Venue: The Fuqua School of Business, Duke University, 1 Towerview Drive, Durham, NC 27708-0120
Presentation
The Effects of Social Status on Heart Disease - Evidence from Whitehall
The positive cross-sectional relationship between socioeconomic status and health is well documented, but limited evidence exists regarding the effect of an experimental manipulation of social status on health. This paper estimates the effect of promotions on heart disease using data on British civil servants from the Whitehall II study. It identifies differences in departmental promotion rates – resulting in part from a wave of retirements by the World War II-era cohort – as a plausibly exogenous source of variation in promotion opportunities. We estimate several models exploiting this variation to measure the effect of promotions on heart disease. The results suggest that promotions can reduce the probability of heart disease by 6 to 18 percentage points over a 15 year period.
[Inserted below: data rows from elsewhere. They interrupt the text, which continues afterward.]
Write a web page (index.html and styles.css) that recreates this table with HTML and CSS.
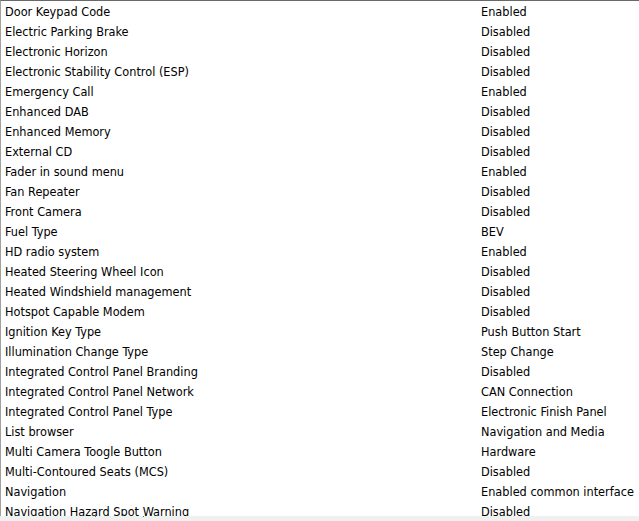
FILE: index.html
```html
<!DOCTYPE html>
<html>
<head>
<meta charset="utf-8">
<link rel="stylesheet" href="styles.css">
</head>
<body>
<div class="frame">
  <div class="list">
    <div class="row"><span class="name">Door Keypad Code</span><span class="val">Enabled</span></div>
    <div class="row"><span class="name">Electric Parking Brake</span><span class="val">Disabled</span></div>
    <div class="row"><span class="name">Electronic Horizon</span><span class="val">Disabled</span></div>
    <div class="row"><span class="name">Electronic Stability Control (ESP)</span><span class="val">Disabled</span></div>
    <div class="row"><span class="name">Emergency Call</span><span class="val">Enabled</span></div>
    <div class="row"><span class="name">Enhanced DAB</span><span class="val">Disabled</span></div>
    <div class="row"><span class="name">Enhanced Memory</span><span class="val">Disabled</span></div>
    <div class="row"><span class="name">External CD</span><span class="val">Disabled</span></div>
    <div class="row"><span class="name">Fader in sound menu</span><span class="val">Enabled</span></div>
    <div class="row"><span class="name">Fan Repeater</span><span class="val">Disabled</span></div>
    <div class="row"><span class="name">Front Camera</span><span class="val">Disabled</span></div>
    <div class="row"><span class="name">Fuel Type</span><span class="val">BEV</span></div>
    <div class="row"><span class="name">HD radio system</span><span class="val">Enabled</span></div>
    <div class="row"><span class="name">Heated Steering Wheel Icon</span><span class="val">Disabled</span></div>
    <div class="row"><span class="name">Heated Windshield management</span><span class="val">Disabled</span></div>
    <div class="row"><span class="name">Hotspot Capable Modem</span><span class="val">Disabled</span></div>
    <div class="row"><span class="name">Ignition Key Type</span><span class="val">Push Button Start</span></div>
    <div class="row"><span class="name">Illumination Change Type</span><span class="val">Step Change</span></div>
    <div class="row"><span class="name">Integrated Control Panel Branding</span><span class="val">Disabled</span></div>
    <div class="row"><span class="name">Integrated Control Panel Network</span><span class="val">CAN Connection</span></div>
    <div class="row"><span class="name">Integrated Control Panel Type</span><span class="val">Electronic Finish Panel</span></div>
    <div class="row"><span class="name">List browser</span><span class="val">Navigation and Media</span></div>
    <div class="row"><span class="name">Multi Camera Toogle Button</span><span class="val">Hardware</span></div>
    <div class="row"><span class="name">Multi-Contoured Seats (MCS)</span><span class="val">Disabled</span></div>
    <div class="row"><span class="name">Navigation</span><span class="val">Enabled common interface</span></div>
    <div class="row"><span class="name">Navigation Hazard Spot Warning</span><span class="val">Disabled</span></div>
  </div>
</div>
<div class="hscroll"><span class="tick t1"></span><span class="tick t2"></span></div>
</body>
</html>
```
FILE: styles.css
```css
html, body {
  margin: 0;
  padding: 0;
  background: #ffffff;
  overflow: hidden;
}
body {
  width: 639px;
  height: 521px;
  font-family: "DejaVu Sans Condensed", "DejaVu Sans", sans-serif;
  font-size: 12.6px;
  color: #000000;
}
.frame {
  height: 515px;
  border-top: 1px solid #696969;
  border-left: 1px solid #a0a0a0;
  overflow: hidden;
}
.list {
  display: flex;
  flex-direction: column;
}
.row {
  display: grid;
  grid-template-columns: 476px 1fr;
  height: 20px;
  box-sizing: border-box;
  padding-top: 1px;
  line-height: 20px;
  padding-left: 4px;
  white-space: nowrap;
}
.hscroll {
  height: 5px;
  background: #f0f0f0;
  display: flex;
}
.tick {
  width: 1px;
  height: 1px;
  background: #606060;
}
.t1 { margin-left: 95px; }
.t2 { margin-left: 47px; }
```
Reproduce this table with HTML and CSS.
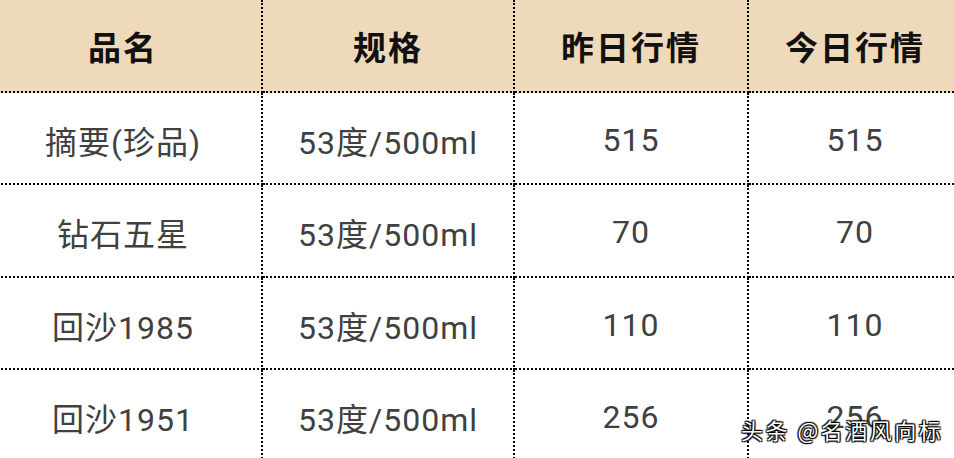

These estimates appear robust and are several times larger than cross-sectional estimates in the previous literature.
We provide several theoretical and statistical explanations for this finding. In particular, we focus on the crucial role that an individual's reference point plays in determining his or her status. We show that if the reference point is determined relative to individuals of similar skill rather than individuals in the same department, theory predicts that the promotion effect should be largest when estimated using quasi-random variation, smaller when estimated using within-individual variation, and smallest when estimated using cross-sectional variation. This is exactly the pattern that we observe in our results. We also find support for this hypothesis in the conclusions of other studies that leverage quasi-experimental research designs.